What to work on
Copy all of the material word for word, except for the pictures.

--- BEGIN Data extract ---

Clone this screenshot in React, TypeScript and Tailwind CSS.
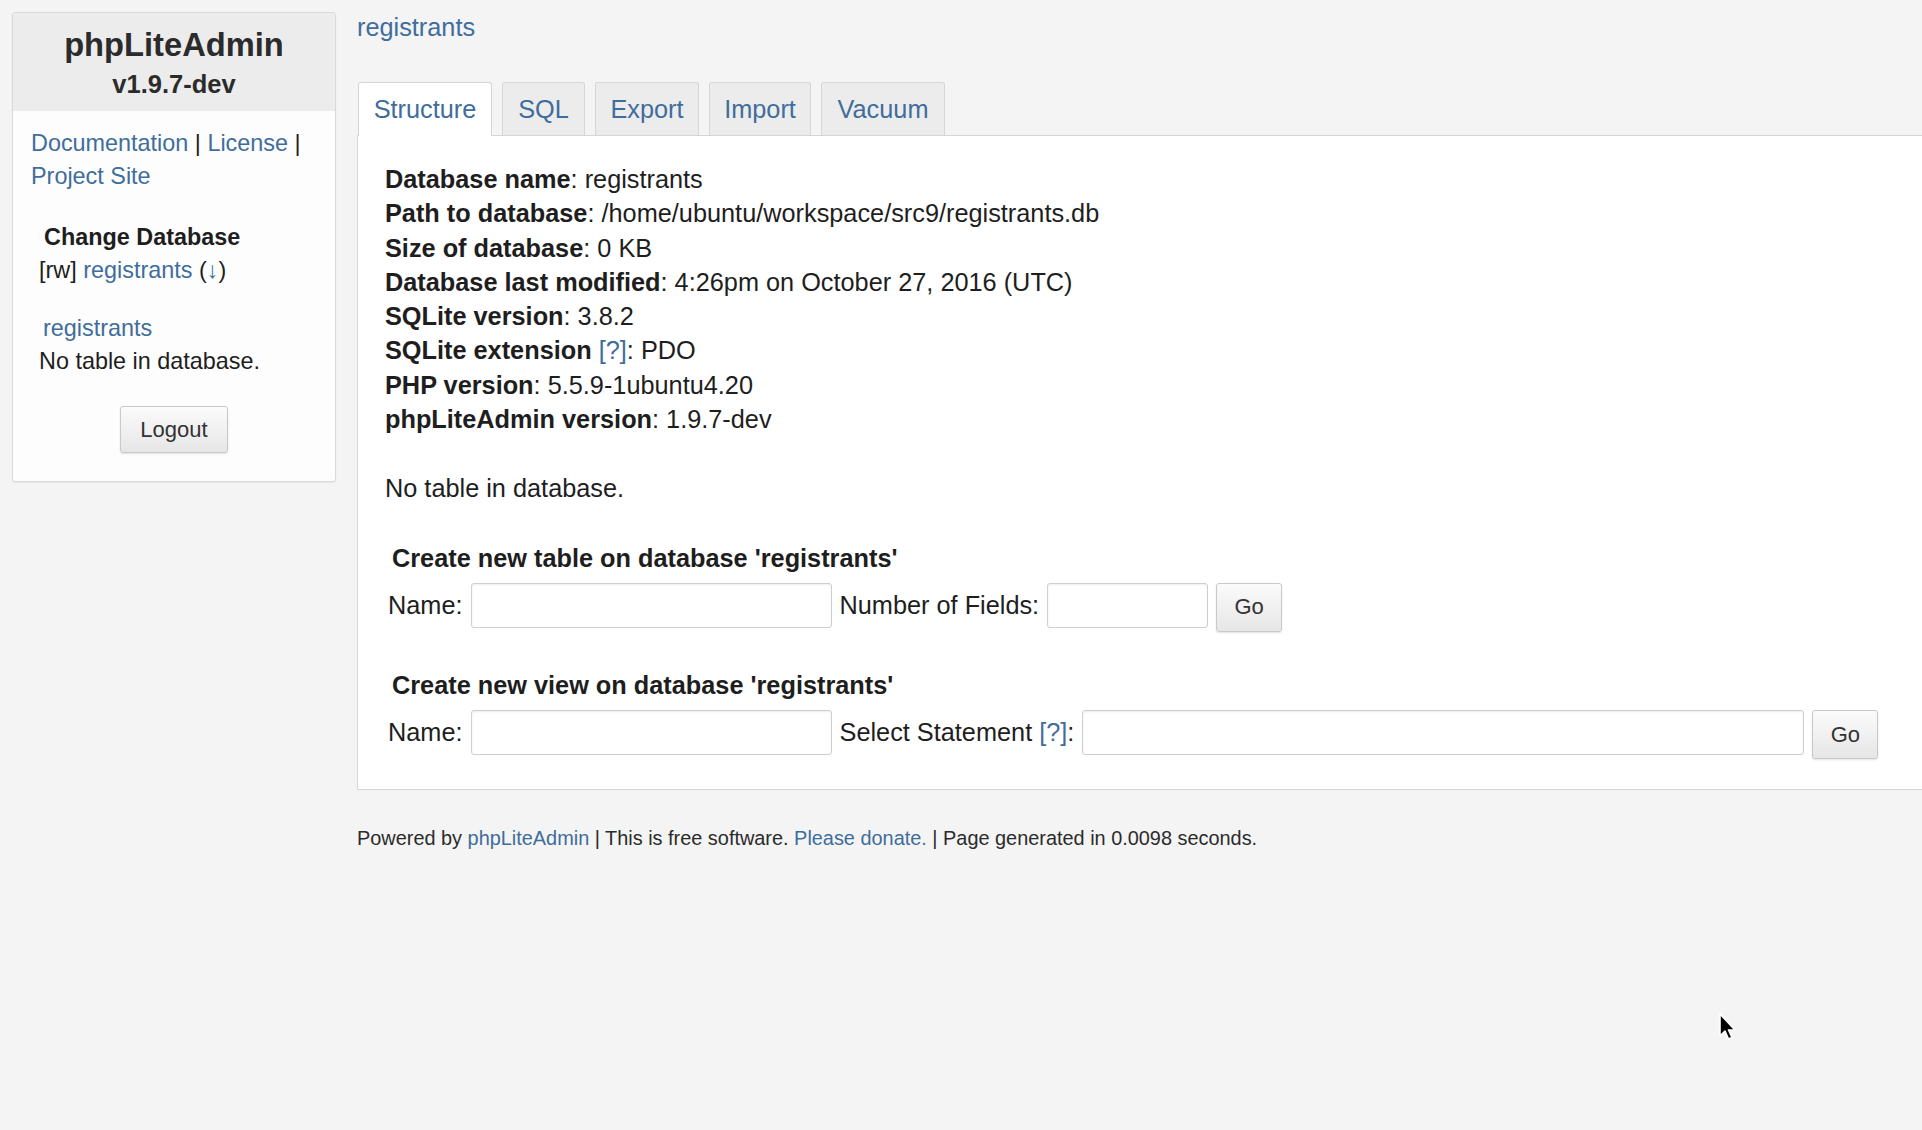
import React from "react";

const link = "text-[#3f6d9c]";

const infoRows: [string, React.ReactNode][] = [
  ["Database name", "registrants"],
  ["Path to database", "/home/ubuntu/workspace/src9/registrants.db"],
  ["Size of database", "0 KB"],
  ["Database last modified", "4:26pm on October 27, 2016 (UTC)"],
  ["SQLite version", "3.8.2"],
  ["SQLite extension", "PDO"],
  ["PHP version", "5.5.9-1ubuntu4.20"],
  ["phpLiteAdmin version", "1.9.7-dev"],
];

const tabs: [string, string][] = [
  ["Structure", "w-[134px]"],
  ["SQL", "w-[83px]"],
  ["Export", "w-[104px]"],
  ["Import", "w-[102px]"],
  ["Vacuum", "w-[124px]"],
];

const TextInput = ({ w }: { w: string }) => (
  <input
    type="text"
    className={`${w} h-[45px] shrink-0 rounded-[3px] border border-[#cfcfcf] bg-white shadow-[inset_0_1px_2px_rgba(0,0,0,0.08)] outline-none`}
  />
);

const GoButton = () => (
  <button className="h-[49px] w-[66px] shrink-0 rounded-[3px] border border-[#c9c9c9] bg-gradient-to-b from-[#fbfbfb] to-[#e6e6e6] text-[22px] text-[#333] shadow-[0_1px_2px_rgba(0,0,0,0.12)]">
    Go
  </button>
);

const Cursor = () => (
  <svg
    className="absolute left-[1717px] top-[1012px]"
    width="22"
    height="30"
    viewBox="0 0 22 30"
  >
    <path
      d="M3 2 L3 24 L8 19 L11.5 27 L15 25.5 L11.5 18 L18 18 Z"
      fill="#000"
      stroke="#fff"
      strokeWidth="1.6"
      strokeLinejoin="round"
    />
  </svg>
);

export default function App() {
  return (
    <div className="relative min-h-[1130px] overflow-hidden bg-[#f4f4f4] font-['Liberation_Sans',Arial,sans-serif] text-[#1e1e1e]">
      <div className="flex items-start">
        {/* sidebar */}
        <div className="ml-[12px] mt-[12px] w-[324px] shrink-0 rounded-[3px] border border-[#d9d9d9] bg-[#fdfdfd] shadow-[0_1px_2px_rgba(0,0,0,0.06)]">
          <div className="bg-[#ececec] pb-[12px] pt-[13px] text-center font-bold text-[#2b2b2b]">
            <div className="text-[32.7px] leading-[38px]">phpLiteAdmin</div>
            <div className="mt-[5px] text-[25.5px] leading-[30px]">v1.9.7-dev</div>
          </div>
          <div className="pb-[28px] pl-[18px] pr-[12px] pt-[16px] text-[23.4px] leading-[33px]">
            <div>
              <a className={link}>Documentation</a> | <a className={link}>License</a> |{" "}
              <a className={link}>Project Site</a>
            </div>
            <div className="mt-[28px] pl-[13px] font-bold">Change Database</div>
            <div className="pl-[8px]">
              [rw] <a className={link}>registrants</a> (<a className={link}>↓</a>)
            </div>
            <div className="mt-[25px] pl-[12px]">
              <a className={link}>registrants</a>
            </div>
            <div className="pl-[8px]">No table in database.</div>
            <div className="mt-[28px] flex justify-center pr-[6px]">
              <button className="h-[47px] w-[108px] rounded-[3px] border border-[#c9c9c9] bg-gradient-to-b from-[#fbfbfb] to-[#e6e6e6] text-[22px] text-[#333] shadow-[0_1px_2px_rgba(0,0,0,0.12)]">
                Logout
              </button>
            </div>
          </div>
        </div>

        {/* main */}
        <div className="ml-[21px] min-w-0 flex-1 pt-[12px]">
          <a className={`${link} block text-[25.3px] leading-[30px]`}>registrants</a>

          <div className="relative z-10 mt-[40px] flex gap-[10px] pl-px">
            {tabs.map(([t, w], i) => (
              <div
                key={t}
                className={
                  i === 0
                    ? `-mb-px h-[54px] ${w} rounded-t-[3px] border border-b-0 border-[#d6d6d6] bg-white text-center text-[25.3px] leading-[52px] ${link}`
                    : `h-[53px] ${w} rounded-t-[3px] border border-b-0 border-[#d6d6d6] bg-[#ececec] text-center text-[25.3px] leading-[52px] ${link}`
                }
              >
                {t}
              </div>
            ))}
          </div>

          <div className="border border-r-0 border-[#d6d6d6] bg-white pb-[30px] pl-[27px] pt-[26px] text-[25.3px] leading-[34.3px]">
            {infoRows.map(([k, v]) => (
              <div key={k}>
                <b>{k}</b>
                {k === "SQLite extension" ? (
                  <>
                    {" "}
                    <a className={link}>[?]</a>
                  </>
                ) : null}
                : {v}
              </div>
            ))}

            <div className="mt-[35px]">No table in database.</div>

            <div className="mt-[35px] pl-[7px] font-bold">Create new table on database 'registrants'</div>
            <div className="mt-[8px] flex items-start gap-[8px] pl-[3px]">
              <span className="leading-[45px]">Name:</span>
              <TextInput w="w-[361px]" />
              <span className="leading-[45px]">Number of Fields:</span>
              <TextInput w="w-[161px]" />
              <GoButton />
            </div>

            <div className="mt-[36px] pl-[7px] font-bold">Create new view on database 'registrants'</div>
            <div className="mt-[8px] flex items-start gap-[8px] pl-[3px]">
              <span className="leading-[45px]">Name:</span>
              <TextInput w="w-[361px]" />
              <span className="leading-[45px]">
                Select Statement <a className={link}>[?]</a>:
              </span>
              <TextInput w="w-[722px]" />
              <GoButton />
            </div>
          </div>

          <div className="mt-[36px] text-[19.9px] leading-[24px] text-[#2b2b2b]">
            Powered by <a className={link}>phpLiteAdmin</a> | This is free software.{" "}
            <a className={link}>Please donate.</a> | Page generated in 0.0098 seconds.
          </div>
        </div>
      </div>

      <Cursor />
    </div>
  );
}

--- END Data extract ---

Exercise answer
Clone this screenshot in React, TypeScript and Tailwind CSS.
import React from "react";

const link = "text-[#3f6d9c]";

const infoRows: [string, React.ReactNode][] = [
  ["Database name", "registrants"],
  ["Path to database", "/home/ubuntu/workspace/src9/registrants.db"],
  ["Size of database", "0 KB"],
  ["Database last modified", "4:26pm on October 27, 2016 (UTC)"],
  ["SQLite version", "3.8.2"],
  ["SQLite extension", "PDO"],
  ["PHP version", "5.5.9-1ubuntu4.20"],
  ["phpLiteAdmin version", "1.9.7-dev"],
];

const tabs: [string, string][] = [
  ["Structure", "w-[134px]"],
  ["SQL", "w-[83px]"],
  ["Export", "w-[104px]"],
  ["Import", "w-[102px]"],
  ["Vacuum", "w-[124px]"],
];

const TextInput = ({ w }: { w: string }) => (
  <input
    type="text"
    className={`${w} h-[45px] shrink-0 rounded-[3px] border border-[#cfcfcf] bg-white shadow-[inset_0_1px_2px_rgba(0,0,0,0.08)] outline-none`}
  />
);

const GoButton = () => (
  <button className="h-[49px] w-[66px] shrink-0 rounded-[3px] border border-[#c9c9c9] bg-gradient-to-b from-[#fbfbfb] to-[#e6e6e6] text-[22px] text-[#333] shadow-[0_1px_2px_rgba(0,0,0,0.12)]">
    Go
  </button>
);

const Cursor = () => (
  <svg
    className="absolute left-[1717px] top-[1012px]"
    width="22"
    height="30"
    viewBox="0 0 22 30"
  >
    <path
      d="M3 2 L3 24 L8 19 L11.5 27 L15 25.5 L11.5 18 L18 18 Z"
      fill="#000"
      stroke="#fff"
      strokeWidth="1.6"
      strokeLinejoin="round"
    />
  </svg>
);

export default function App() {
  return (
    <div className="relative min-h-[1130px] overflow-hidden bg-[#f4f4f4] font-['Liberation_Sans',Arial,sans-serif] text-[#1e1e1e]">
      <div className="flex items-start">
        {/* sidebar */}
        <div className="ml-[12px] mt-[12px] w-[324px] shrink-0 rounded-[3px] border border-[#d9d9d9] bg-[#fdfdfd] shadow-[0_1px_2px_rgba(0,0,0,0.06)]">
          <div className="bg-[#ececec] pb-[12px] pt-[13px] text-center font-bold text-[#2b2b2b]">
            <div className="text-[32.7px] leading-[38px]">phpLiteAdmin</div>
            <div className="mt-[5px] text-[25.5px] leading-[30px]">v1.9.7-dev</div>
          </div>
          <div className="pb-[28px] pl-[18px] pr-[12px] pt-[16px] text-[23.4px] leading-[33px]">
            <div>
              <a className={link}>Documentation</a> | <a className={link}>License</a> |{" "}
              <a className={link}>Project Site</a>
            </div>
            <div className="mt-[28px] pl-[13px] font-bold">Change Database</div>
            <div className="pl-[8px]">
              [rw] <a className={link}>registrants</a> (<a className={link}>↓</a>)
            </div>
            <div className="mt-[25px] pl-[12px]">
              <a className={link}>registrants</a>
            </div>
            <div className="pl-[8px]">No table in database.</div>
            <div className="mt-[28px] flex justify-center pr-[6px]">
              <button className="h-[47px] w-[108px] rounded-[3px] border border-[#c9c9c9] bg-gradient-to-b from-[#fbfbfb] to-[#e6e6e6] text-[22px] text-[#333] shadow-[0_1px_2px_rgba(0,0,0,0.12)]">
                Logout
              </button>
            </div>
          </div>
        </div>

        {/* main */}
        <div className="ml-[21px] min-w-0 flex-1 pt-[12px]">
          <a className={`${link} block text-[25.3px] leading-[30px]`}>registrants</a>

          <div className="relative z-10 mt-[40px] flex gap-[10px] pl-px">
            {tabs.map(([t, w], i) => (
              <div
                key={t}
                className={
                  i === 0
                    ? `-mb-px h-[54px] ${w} rounded-t-[3px] border border-b-0 border-[#d6d6d6] bg-white text-center text-[25.3px] leading-[52px] ${link}`
                    : `h-[53px] ${w} rounded-t-[3px] border border-b-0 border-[#d6d6d6] bg-[#ececec] text-center text-[25.3px] leading-[52px] ${link}`
                }
              >
                {t}
              </div>
            ))}
          </div>

          <div className="border border-r-0 border-[#d6d6d6] bg-white pb-[30px] pl-[27px] pt-[26px] text-[25.3px] leading-[34.3px]">
            {infoRows.map(([k, v]) => (
              <div key={k}>
                <b>{k}</b>
                {k === "SQLite extension" ? (
                  <>
                    {" "}
                    <a className={link}>[?]</a>
                  </>
                ) : null}
                : {v}
              </div>
            ))}

            <div className="mt-[35px]">No table in database.</div>

            <div className="mt-[35px] pl-[7px] font-bold">Create new table on database 'registrants'</div>
            <div className="mt-[8px] flex items-start gap-[8px] pl-[3px]">
              <span className="leading-[45px]">Name:</span>
              <TextInput w="w-[361px]" />
              <span className="leading-[45px]">Number of Fields:</span>
              <TextInput w="w-[161px]" />
              <GoButton />
            </div>

            <div className="mt-[36px] pl-[7px] font-bold">Create new view on database 'registrants'</div>
            <div className="mt-[8px] flex items-start gap-[8px] pl-[3px]">
              <span className="leading-[45px]">Name:</span>
              <TextInput w="w-[361px]" />
              <span className="leading-[45px]">
                Select Statement <a className={link}>[?]</a>:
              </span>
              <TextInput w="w-[722px]" />
              <GoButton />
            </div>
          </div>

          <div className="mt-[36px] text-[19.9px] leading-[24px] text-[#2b2b2b]">
            Powered by <a className={link}>phpLiteAdmin</a> | This is free software.{" "}
            <a className={link}>Please donate.</a> | Page generated in 0.0098 seconds.
          </div>
        </div>
      </div>

      <Cursor />
    </div>
  );
}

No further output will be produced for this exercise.